Yeah, me too..But I think most of those types would have caved during training. After all, its the USMC!
"I must say I am suprised he made the physical. Being in the marines is very demanding."
He worked like hell to get in shape. I read the article he wrote for the WSJ about his efforts to pass the physical fitness test. He apparently convinced a Marine recruiter that he was serious when he ran hard enough to puke his guts out at the end of the run.

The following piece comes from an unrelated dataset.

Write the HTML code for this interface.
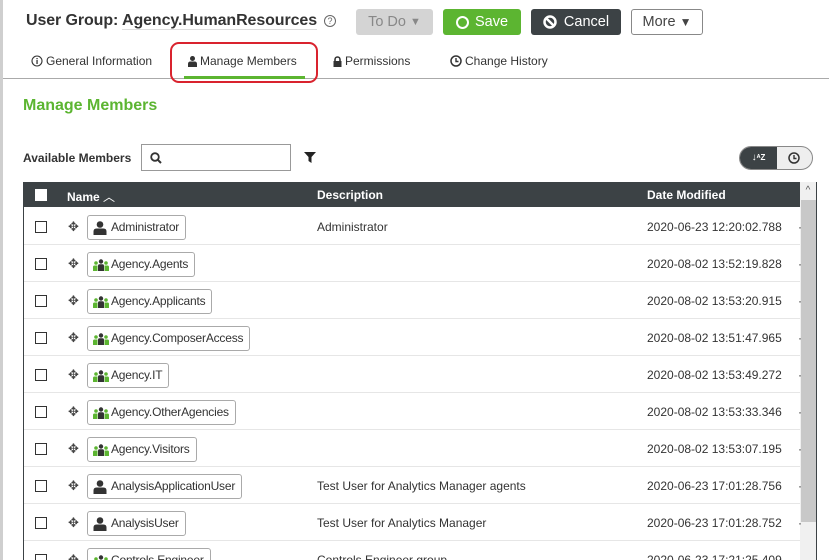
<!DOCTYPE html>
<html><head><style>
*{box-sizing:border-box;margin:0;padding:0}
html,body{width:829px;height:560px;overflow:hidden}
body{background:#fff;font-family:"Liberation Sans",sans-serif;color:#333;position:relative}
.a{position:absolute}
.btn{position:absolute;top:9px;height:26px;border-radius:3px;font-size:14.5px;display:flex;align-items:center;justify-content:center}
.tab{position:absolute;top:54px;font-size:12px;color:#333;display:flex;align-items:center;gap:3px}
.row{position:absolute;left:24px;width:776px;height:37px;border-bottom:1px solid #e6e6e6;font-size:12px}
.cb{position:absolute;left:11px;top:13px;width:12px;height:12px;border:1px solid #333;background:#fff}
.mv{position:absolute;left:44px;top:11px;font-size:13px;color:#444}
.chip{position:absolute;left:63px;top:7px;height:25px;border:1px solid #aaa;border-radius:3px;padding:0 6px 0 23px;line-height:23px;font-size:12px;color:#333;background:#fff;letter-spacing:-0.2px}
.chip svg{position:absolute;left:5px;top:5px}
.desc{position:absolute;left:293px;top:12px}
.dt{position:absolute;left:623px;top:12px}
.dot{position:absolute;left:774px;top:12px}
</style></head><body>
<div class="a" style="left:0;top:0;width:3px;height:560px;background:#cfcfcf"></div>
<div class="a" style="left:26px;top:12px;font-size:16px;font-weight:bold;color:#333;letter-spacing:-0.1px">User Group: <span style="border-bottom:1px solid #ddd">Agency.HumanResources</span></div>
<div class="a" style="left:324px;top:15px;width:12px;height:12px;border:1px solid #666;border-radius:50%;font-size:9px;line-height:10px;text-align:center;color:#666">?</div>
<div class="btn" style="left:356px;width:77px;background:#d4d4d4;color:#888">To Do&nbsp;<span style="font-size:11px">▼</span></div>
<div class="btn" style="left:443px;width:78px;background:#5cb531;color:#fff"><span style="display:inline-block;width:13px;height:13px;border:2.5px solid #fff;border-radius:50%;margin-right:6px"></span>Save</div>
<div class="btn" style="left:531px;width:90px;background:#3c4245;color:#fff"><svg width="14" height="14" viewBox="0 0 14 14" style="margin-right:7px"><circle cx="7" cy="7" r="5.5" fill="none" stroke="#fff" stroke-width="2.5"/><line x1="3" y1="3" x2="11" y2="11" stroke="#fff" stroke-width="2.5"/></svg>Cancel</div>
<div class="btn" style="left:631px;width:72px;border:1px solid #888;color:#444">More&nbsp;<span style="font-size:12px">▼</span></div>
<div class="tab" style="left:31px"><svg width="12" height="12" viewBox="0 0 12 12"><circle cx="6" cy="6" r="5" fill="none" stroke="#333" stroke-width="1.1"/><rect x="5.4" y="5" width="1.3" height="4" fill="#333"/><rect x="5.4" y="3" width="1.3" height="1.2" fill="#333"/></svg>General Information</div>
<div class="tab" style="left:188px"><svg width="9" height="11" viewBox="0 0 9 11"><circle cx="4.5" cy="2.5" r="2.5" fill="#333"/><path d="M0 11V8Q0 5.5 2.5 5.5H6.5Q9 5.5 9 8V11Z" fill="#333"/></svg>Manage Members</div>
<div class="tab" style="left:333px"><svg width="9" height="11" viewBox="0 0 9 11"><path d="M2 5V3.5a2.5 2.5 0 0 1 5 0V5" fill="none" stroke="#333" stroke-width="1.6"/><rect x="0.5" y="5" width="8" height="6" fill="#333"/></svg>Permissions</div>
<div class="tab" style="left:450px"><svg width="12" height="12" viewBox="0 0 12 12"><circle cx="6" cy="6" r="5" fill="none" stroke="#333" stroke-width="1.5"/><path d="M6 3V6.5H8.5" fill="none" stroke="#333" stroke-width="1.4"/></svg>Change History</div>
<div class="a" style="left:3px;top:78px;width:826px;height:1px;background:#aaa"></div>
<div class="a" style="left:184px;top:76px;width:121px;height:3px;background:#5cb531"></div>
<div class="a" style="left:170px;top:42px;width:148px;height:41px;border:2px solid #d9232e;border-radius:9px"></div>
<div class="a" style="left:23px;top:97px;font-size:16px;font-weight:bold;color:#5cb531">Manage Members</div>
<div class="a" style="left:23px;top:151px;font-size:12px;font-weight:bold;color:#333">Available Members</div>
<div class="a" style="left:141px;top:144px;width:150px;height:27px;border:1px solid #999"><svg width="12" height="12" viewBox="0 0 12 12" class="a" style="left:8px;top:7px"><circle cx="5" cy="5" r="3.8" fill="none" stroke="#333" stroke-width="1.8"/><line x1="7.8" y1="7.8" x2="11" y2="11" stroke="#333" stroke-width="2"/></svg></div>
<svg class="a" style="left:304px;top:152px" width="12" height="11" viewBox="0 0 12 11"><path d="M0 0H12L7.5 5V11L4.5 9V5Z" fill="#222"/></svg>
<div class="a" style="left:739px;top:146px;width:74px;height:24px;border:1px solid #888;border-radius:12px;background:#eee;overflow:hidden"><div class="a" style="left:0;top:0;width:37px;height:22px;background:#3c4245;color:#fff;font-size:10px;font-weight:bold;line-height:22px;text-align:center">↓<span style="font-size:8px">ᴬZ</span></div><svg class="a" style="left:48px;top:5px" width="12" height="12" viewBox="0 0 12 12"><circle cx="6" cy="6" r="5" fill="none" stroke="#333" stroke-width="1.5"/><path d="M6 3V6.5H8.5" fill="none" stroke="#333" stroke-width="1.4"/></svg></div>
<div class="a" style="left:23px;top:182px;width:794px;height:378px;border:1px solid #3c4245;border-bottom:none"></div>
<div class="a" style="left:24px;top:182px;width:776px;height:25px;background:#3c4245;color:#fff;font-size:12px;font-weight:bold">
<div class="a" style="left:11px;top:7px;width:12px;height:12px;background:#fff"></div>
<div class="a" style="left:43px;top:6px">Name <span style="font-weight:normal">︿</span></div>
<div class="a" style="left:293px;top:6px">Description</div>
<div class="a" style="left:623px;top:6px">Date Modified</div>
</div>
<div class="a" style="left:800px;top:182px;width:16px;height:378px;background:#f0f0f0"></div>
<div class="a" style="left:800px;top:182px;width:16px;height:17px;background:#f0f0f0;font-size:10px;text-align:center;line-height:17px;color:#555">^</div>
<div class="a" style="left:801px;top:200px;width:15px;height:322px;background:#c8c8c8"></div>
<div id="rows"></div>
<script>
var user='<svg width="14" height="14" viewBox="0 0 14 14"><circle cx="7" cy="3.5" r="3.3" fill="#333"/><path d="M0.5 14V10.5Q0.5 7.5 3.5 7.5H10.5Q13.5 7.5 13.5 10.5V14Z" fill="#333"/></svg>';
var grp='<svg width="16" height="13" viewBox="0 0 16 13" style="top:6px"><circle cx="3" cy="4" r="1.8" fill="#5cb531"/><circle cx="13" cy="4" r="1.8" fill="#5cb531"/><circle cx="8" cy="2.5" r="2.2" fill="#333"/><path d="M0 12V8Q0 6.5 1.5 6.5H4.5V12Z M16 12V8Q16 6.5 14.5 6.5H11.5V12Z" fill="#5cb531"/><path d="M5 12V7Q5 5.3 6.5 5.3H9.5Q11 5.3 11 7V12Z" fill="#333"/></svg>';
var d=[['Administrator',1,'Administrator','2020-06-23 12:20:02.788'],['Agency.Agents',0,'','2020-08-02 13:52:19.828'],['Agency.Applicants',0,'','2020-08-02 13:53:20.915'],['Agency.ComposerAccess',0,'','2020-08-02 13:51:47.965'],['Agency.IT',0,'','2020-08-02 13:53:49.272'],['Agency.OtherAgencies',0,'','2020-08-02 13:53:33.346'],['Agency.Visitors',0,'','2020-08-02 13:53:07.195'],['AnalysisApplicationUser',1,'Test User for Analytics Manager agents','2020-06-23 17:01:28.756'],['AnalysisUser',1,'Test User for Analytics Manager','2020-06-23 17:01:28.752'],['Controls.Engineer',0,'Controls Engineer group','2020-06-23 17:21:25.409']];
var h='';d.forEach(function(r,i){h+='<div class="row" style="top:'+(208+i*37)+'px"><div class="cb"></div><div class="mv">✥</div><div class="chip">'+(r[1]?user:grp)+r[0]+'</div><div class="desc">'+r[2]+'</div><div class="dt">'+r[3]+'</div><div class="dot">·</div></div>'});
document.getElementById('rows').innerHTML=h;
</script>
</body></html>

He was still too slow at that point but the recruiter said, "I like your spirit" and worked with him as a personal trainer until he could pass.
I smell a book or two in the making.....
You're so right..Didn't think of that..HA!...You would think more journalists would have tried to do it just for something that!
He may have had it in the back of his mind to write an insider view of the US Marine Corps but when all is said and done he will self identify as a Marine before identifying as a writer.
It happens.
Don't get me wrong, I'm proud of what he has done. But if he wants any real credibility he better wind up in a place where bullets fly (and lots of them)
Thanks
I, Matt Pottinger, do solemnly swear that I will support and defend the Constitution of the United States against all enemies, foreign and domestic;
That I will bear true faith and allegiance to the same;
That I take this obligation freely without any mental reservation or purpose of evasion;
And that I will well and faithfully discharge the duties of the office upon which I am about to enter.
So help me God.
That's very encouraging!
Maybe he'll tell the world how well our military is doing since the liberal media refuses to do so.
That was my first thought, as well. But good for him (giving the benefit of the doubt, here.)
My second thought arose from this statement: "Friends ask if I worry about going from a life of independent thought and action to a life of hierarchy and teamwork," I just can't reconcile "independent thought" with the establishment media, albeit the WSJ is not as odious as the rest.
I saw the clip on FOX of this guy and cracked up at the line about bringing him over from the dark side.
That story about the recruiter just raises my respect for him. A lot of people couldn't do what he's volunteered to do. Let alone get in shape and join up at 35. And for a reporter at a big paper, even if it's not the NYT's but instead WSJ, impressive. I just don't expect that from journalists these days.
God Speed to him.
"I smell a book or two in the making....."
If he does get a book or two out of it, good for him. I sincerely doubt that is the reason why he joined. If a book is all you want out of it, it is a lot easier to be an embed for a few weeks, and then churn something out from that.
Additionaly, the money you get from writing a book -- with the exception of superstar authors like Tom Clancy or Stephen King -- won't make up what he is probably losing in the private sector. Writing is a lot loike profession sports -- there are a few thousand folks in the big leagues making six or seven figure incomes, and then there are the multitudes in the minors pulling down chicken feed.
If you read the guy's WSJ piece its obvious he joined out of good ol' fashioned patriotism -- patriotism fostered by what he saw in China, and what he felt about America being under attack. If that is a man bites dog story, that is a reflection on the rest of the press corp, not this guy.
So, I hope he gets a book or two out of it, and I hope it gets to the top of the NYT best-sellers list (if only because it would put Pinch Sulzberger's nose out of joint). God bless him.
How many years do you have to sign up for now to go to Quantico?
There are an infinite number of easier ways to do a book.
So9
If so, the book he eventually writes will probably be far from the one he envisioned going in.